ISBN13: 9789819509577

Moral Discourses of the Economy in Eighteenth-Century Britain

This book presents a comprehensive picture of eighteenth-century British authors' engagement with a society increasingly driven by commercial interests. The books and pamphlets constituting the "discourses" on economic topics overstep the boundaries separating the domains of economics, religion (William Warburton, John Wesley), law (William Blackstone, Lord Mansfield), history (William Robertson, Edward Gibbon), physiology (Richard Morton, Goerge Cheyne) and politics (Edmund Burke, the Abolitionists). An impartial and inclusive history of the "discourses" is what the book purports to construct.

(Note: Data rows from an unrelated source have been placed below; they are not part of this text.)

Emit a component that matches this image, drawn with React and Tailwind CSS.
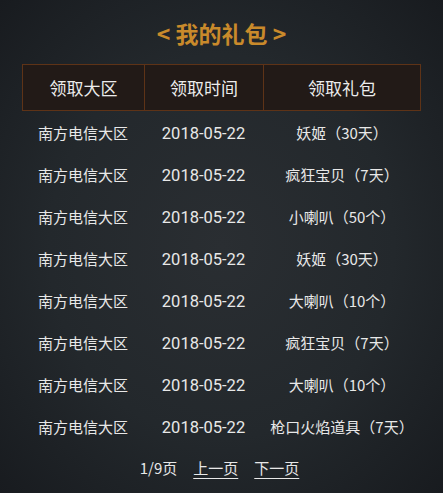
import React from 'react';

const rows = [
  ['南方电信大区', '2018-05-22', '妖姬（30天）'],
  ['南方电信大区', '2018-05-22', '疯狂宝贝（7天）'],
  ['南方电信大区', '2018-05-22', '小喇叭（50个）'],
  ['南方电信大区', '2018-05-22', '妖姬（30天）'],
  ['南方电信大区', '2018-05-22', '大喇叭（10个）'],
  ['南方电信大区', '2018-05-22', '疯狂宝贝（7天）'],
  ['南方电信大区', '2018-05-22', '大喇叭（10个）'],
  ['南方电信大区', '2018-05-22', '枪口火焰道具（7天）'],
];

const App = () => {
  return (
    <div className="w-[443px] h-[493px] overflow-hidden bg-[#202428] bg-[radial-gradient(ellipse_at_center,#2a2e32_0%,#23282c_55%,#181b1f_100%)] font-['Noto_Sans_CJK_SC',sans-serif] text-[#e8e8e8]">
      <div className="pt-[16px] h-[64px] text-center text-[23px] font-bold leading-[34px] text-[#c98a2b]">
        &lt; 我的礼包 &gt;
      </div>

      <div className="mx-[22px] grid grid-cols-[122px_119px_1fr] h-[47px] bg-[#221a17] border border-[#5e3317] text-[17px] text-[#ececec]">
        <div className="flex items-center justify-center border-r border-[#5e3317]">领取大区</div>
        <div className="flex items-center justify-center border-r border-[#5e3317]">领取时间</div>
        <div className="flex items-center justify-center">领取礼包</div>
      </div>

      <div className="mx-[22px] pt-[1px]">
        {rows.map((r, i) => (
          <div key={i} className="grid grid-cols-[122px_119px_1fr] h-[42px] items-center text-[15px]">
            <div className="text-center">{r[0]}</div>
            <div className="text-center font-['Roboto',sans-serif] text-[16.5px] pt-[2px]">{r[1]}</div>
            <div className="text-center">{r[2]}</div>
          </div>
        ))}
      </div>

      <div className="mt-[9px] flex justify-center items-center gap-[16px] text-[15px] pr-[4px]">
        <span>1/9页</span>
        <a className="underline underline-offset-[4px] decoration-1">上一页</a>
        <a className="underline underline-offset-[4px] decoration-1">下一页</a>
      </div>
    </div>
  );
};

export default App;
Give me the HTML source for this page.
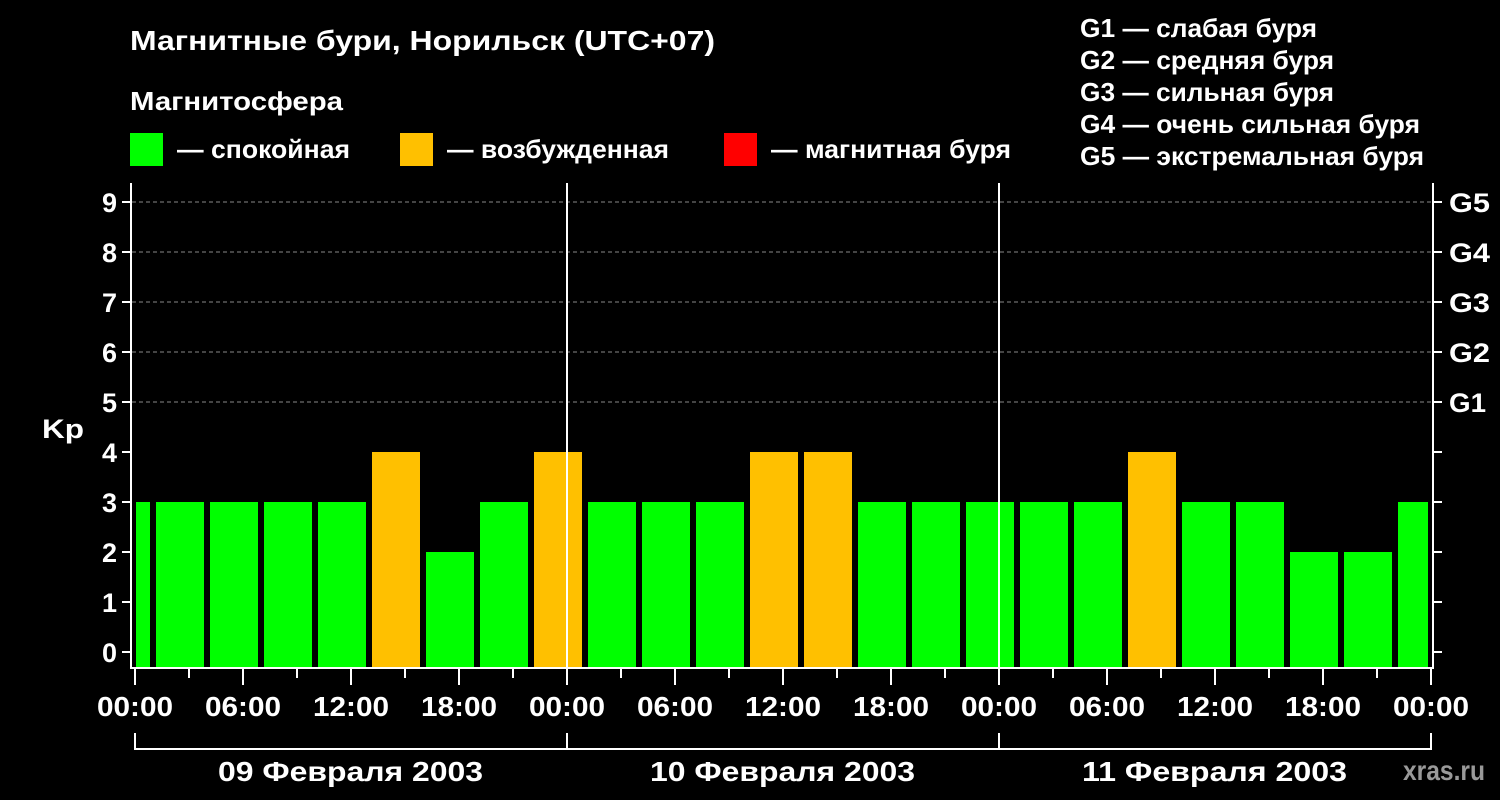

The luminaries of the British (and Scottish) Enlightenment (Adam Smith, David Hume), are given due respects, but a great number of less well-known and even anonymous authors also feature in the book. Giving as much scope as possible to the sources themselves, the book pays attention to both the rhetorical and the thematic layers of the quotations, while keeping generalization and theorizations to the minimum. The "eighteenth-century" in the title begins in the 1680s, when some of the important authors such as Nicholas Barbon published their thoughts, and ends in the 1790s, with the contrastive pair of Edmund Burke and Jeremy Bentham.